Picosecond electrical response in graphene/MoTe2 heterojunction with high responsivity in the near infrared region

Abstract

Understanding the fundamental charge carrier dynamics is of great significance for photodetectors with both high speed and high responsivity. Devices based on two-dimensional (2D) transition metal dichalcogenides can exhibit picosecond photoresponse speed. However, 2D materials naturally have low absorption, and when increasing thickness to gain higher responsivity, the response time usually slows to nanoseconds, limiting their photodetection performance.
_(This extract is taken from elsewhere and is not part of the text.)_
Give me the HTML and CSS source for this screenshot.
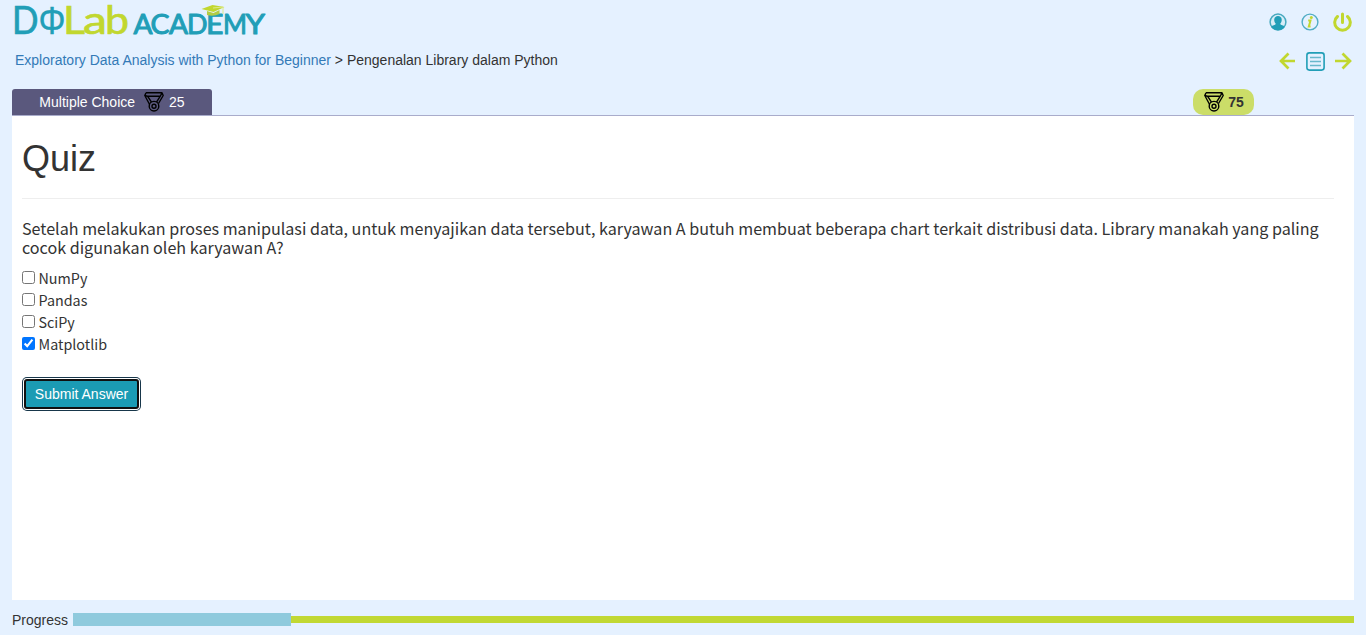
FILE: index.html
```html
<!DOCTYPE html>
<html lang="id">
<head>
<meta charset="utf-8">
<title>DQLab Academy - Quiz</title>
<link rel="stylesheet" href="styles.css">
</head>
<body>
<svg class="symbols" width="0" height="0" aria-hidden="true">
  <symbol id="medal" viewBox="0 0 20 20">
    <g fill="none" stroke="#000" stroke-width="1.400" stroke-linejoin="round">
      <path d="M2 .8h16l1.200 2.700-4.700 8M18 .8l-1.700 3.400H3.500L.8 3.500 2 .8M.8 3.500l4.800 9M3.500 4.200l4 6M16.300 4.200l-3.800 6"/>
      <circle cx="10" cy="14.200" r="4.800"/>
      <circle cx="10" cy="14.200" r="2"/>
    </g>
  </symbol>
</svg>
<header class="header">
  <div class="topbar">
    <svg class="logo" width="252" height="41" viewBox="0 0 252 41">
      <g class="logo-main">
        <text class="teal" x="-3" y="32.300" textLength="26.500" lengthAdjust="spacingAndGlyphs">D</text>
        <text class="teal phi" x="23.500" y="32.300" textLength="27" lengthAdjust="spacingAndGlyphs">Φ</text>
        <text class="lime" x="48" y="32.300" textLength="22" lengthAdjust="spacingAndGlyphs">L</text>
        <text class="lime" x="68" y="32.300" textLength="24" lengthAdjust="spacingAndGlyphs">a</text>
        <text class="lime" x="90" y="32.300" textLength="24" lengthAdjust="spacingAndGlyphs">b</text>
      </g>
      <g class="logo-sub">
        <text class="teal" x="118.500" y="32" textLength="19" lengthAdjust="spacingAndGlyphs">A</text>
        <text class="teal" x="135.500" y="32" textLength="19" lengthAdjust="spacingAndGlyphs">C</text>
        <text class="teal" x="154" y="32" textLength="19" lengthAdjust="spacingAndGlyphs">A</text>
        <text class="teal" x="172" y="32" textLength="20.500" lengthAdjust="spacingAndGlyphs">D</text>
        <text class="teal" x="191" y="32" textLength="17.500" lengthAdjust="spacingAndGlyphs">E</text>
        <text class="teal" x="208" y="32" textLength="24" lengthAdjust="spacingAndGlyphs">M</text>
        <text class="teal" x="230.500" y="32" textLength="19.500" lengthAdjust="spacingAndGlyphs">Y</text>
      </g>
      <path d="M186.500 7l11-4 12 2-11 5z" fill="#c1d72f"/>
      <path d="M192 9l6.500 2 6-3v4q-6 3-12.500 1z" fill="#b3cd45"/>
      <path d="M198 6l10-1v7" fill="none" stroke="#dce98b"/>
    </svg>
    <nav class="tools">
      <svg width="18" height="18" viewBox="0 0 18 18"><circle cx="9" cy="9" r="7.900" fill="#d8edf7" stroke="#46a9bf" stroke-width="1.500"/><path d="M2.300 14c1-2 4-1.500 4.500-3.200C4.300 8.500 4.600 3 9 3s4.700 5.500 2.200 7.800c.5 1.700 3.500 1.200 4.500 3.200q-2.500 3.200-6.700 3.200T2.300 14z" fill="#219eb7"/></svg>
      <svg width="18" height="18" viewBox="0 0 18 18"><circle cx="9" cy="9" r="7.900" fill="none" stroke="#50adc4" stroke-width="1.400"/><path d="M7.200 7.500h2.300l-1.700 6h1.800" fill="none" stroke="#c1d72f" stroke-width="2"/><circle cx="10.300" cy="4.500" r="1.500" fill="#c1d72f"/></svg>
      <svg width="19" height="20" viewBox="0 0 19 20"><path d="M4.500 4.500A7.800 7.800 0 1 0 14.500 4.500M9.500 2v8.500" fill="none" stroke="#c1d72f" stroke-width="3" stroke-linecap="round"/></svg>
    </nav>
  </div>
  <div class="crumbbar">
    <p class="crumbs"><a href="#">Exploratory Data Analysis with Python for Beginner</a> &gt; Pengenalan Library dalam Python</p>
    <nav class="pager">
      <svg width="17" height="18" viewBox="0 0 17 18"><path d="M9.500 1.500L2 9l7.500 7.500M2 9h14" fill="none" stroke="#c1d72f" stroke-width="2.700"/></svg>
      <svg width="19" height="19" viewBox="0 0 19 19"><rect x=".9" y=".9" width="17.200" height="17.200" rx="2.500" fill="none" stroke="#219eb7" stroke-width="1.600"/><path d="M4 5.500h11M4 9.500h11M4 13.500h11" stroke="#68b8cc" stroke-width="1.400"/></svg>
      <svg width="17" height="18" viewBox="0 0 17 18"><path d="M7.500 1.500L15 9l-7.500 7.500M15 9H0" fill="none" stroke="#c1d72f" stroke-width="2.700"/></svg>
    </nav>
  </div>
</header>
<div class="tabs">
  <div class="tab">Multiple Choice <svg class="medal" width="20" height="20"><use href="#medal"/></svg>25</div>
  <div class="score"><svg class="medal" width="20" height="20"><use href="#medal"/></svg>75</div>
</div>
<main class="panel">
  <h1 class="title">Quiz</h1>
  <p class="question">Setelah melakukan proses manipulasi data, untuk menyajikan data tersebut, karyawan A butuh membuat beberapa chart terkait distribusi data. Library manakah yang paling cocok digunakan oleh karyawan A?</p>
  <label class="option"><input class="check" type="checkbox">NumPy</label>
  <label class="option"><input class="check" type="checkbox">Pandas</label>
  <label class="option"><input class="check" type="checkbox">SciPy</label>
  <label class="option"><input class="check" type="checkbox" checked>Matplotlib</label>
  <button class="submit" type="button">Submit Answer</button>
</main>
<footer class="footer">
  <span>Progress</span>
  <div class="track"><div class="done"></div><div class="rest"></div></div>
</footer>
</body>
</html>
```

FILE: styles.css
```css
* { box-sizing: border-box; }
body {
  margin: 0;
  height: 635px;
  padding: 0 12px;
  display: flex;
  flex-direction: column;
  overflow: hidden;
  background: #e5f1ff;
  color: #333;
  font: 14px/20px "Liberation Sans", Arial, sans-serif;
}
svg { display: block; flex: none; }
.symbols { display: none; }
.header { height: 89px; padding-left: 3px; }
.topbar { height: 43px; padding-top: 2px; display: flex; justify-content: space-between; }
.logo { overflow: visible; }
.logo-main { font: 39px Lato, sans-serif; stroke-width: .7px; }
.logo-main .phi { font: 39px "Liberation Sans", sans-serif; stroke-width: .3px; }
.logo-sub { font: 27px Lato, sans-serif; stroke-width: 1px; stroke-linejoin: round; }
.teal { fill: #219eb7; stroke: #219eb7; }
.lime { fill: #c1d72f; stroke: #c1d72f; }
.tools { display: flex; align-items: center; gap: 14px; height: 39px; padding-right: 2px; }
.crumbbar { display: flex; justify-content: space-between; padding-top: 7px; }
.crumbs { margin: 0; }
.crumbs a { color: #337ab7; text-decoration: none; }
.pager { display: flex; align-items: center; gap: 10px; height: 22px; padding-right: 2px; }
.tabs { height: 27px; display: flex; justify-content: space-between; border-bottom: 1px solid #a9accb; }
.tab {
  width: 200px;
  height: 26px;
  display: flex;
  align-items: center;
  justify-content: center;
  background: #5a587d;
  color: #fff;
  border-radius: 3px 3px 0 0;
}
.tab .medal { margin: 0 5px 0 9px; }
.score {
  width: 61px;
  height: 26px;
  margin-right: 100px;
  display: flex;
  align-items: center;
  justify-content: center;
  gap: 4px;
  padding-left: 1px;
  background: #cbdd68;
  border-radius: 10px;
  font-weight: bold;
}
.panel { height: 484px; padding: 23px 20px 0 10px; background: #fff; }
.title {
  margin: 0 0 20px;
  height: 60px;
  border-bottom: 1px solid #eee;
  font-size: 36px;
  font-weight: 500;
  line-height: 40px;
}
.question {
  margin: 0 0 10px;
  font: 400 16.120px/19px "Noto Sans CJK SC", sans-serif;
}
.option {
  display: flex;
  align-items: center;
  height: 22px;
  font: 400 14.330px/22px "Noto Sans CJK SC", sans-serif;
}
.check { width: 13px; height: 13px; margin: 0 3.500px 2px 0; }
.submit {
  display: block;
  width: 115px;
  height: 30px;
  margin: 24px 0 0 2px;
  padding: 0;
  border: 2px solid #101010;
  border-radius: 3px;
  background: #1b9bb4;
  color: #fff;
  font: 14px/20px "Liberation Sans", Arial, sans-serif;
  box-shadow: 0 0 0 1px #fff, 0 0 0 2px #17364a;
}
.footer { display: flex; gap: 5px; align-items: center; height: 35px; padding-top: 5px; }
.track { flex: 1; display: flex; align-items: center; padding-bottom: 2px; }
.done { width: 218px; height: 13px; background: #8fcadd; }
.rest { flex: 1; height: 7px; background: #c1d834; }
```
Here, by taking time-resolved photocurrent measurements, we demonstrated that graphene/MoTe2 van der Waals heterojunctions realize a fast 10 ps photoresponse time owing to the reduced average photocurrent drift time in the heterojunction, which is fundamentally distinct from traditional Dirac semimetal photodetectors such as graphene or Cd3As2 and implies a photodetection bandwidth as wide as 100 GHz. Furthermore, we found that an additional charge carrier transport channel provided by graphene can effectively decrease the photocurrent recombination loss to the entire device, preserving a high responsivity in the near-infrared region. Our study provides a deeper understanding of the ultrafast electrical response in van der Waals heterojunctions and offers a promising approach for the realization of photodetectors with both high responsivity and ultrafast electrical response.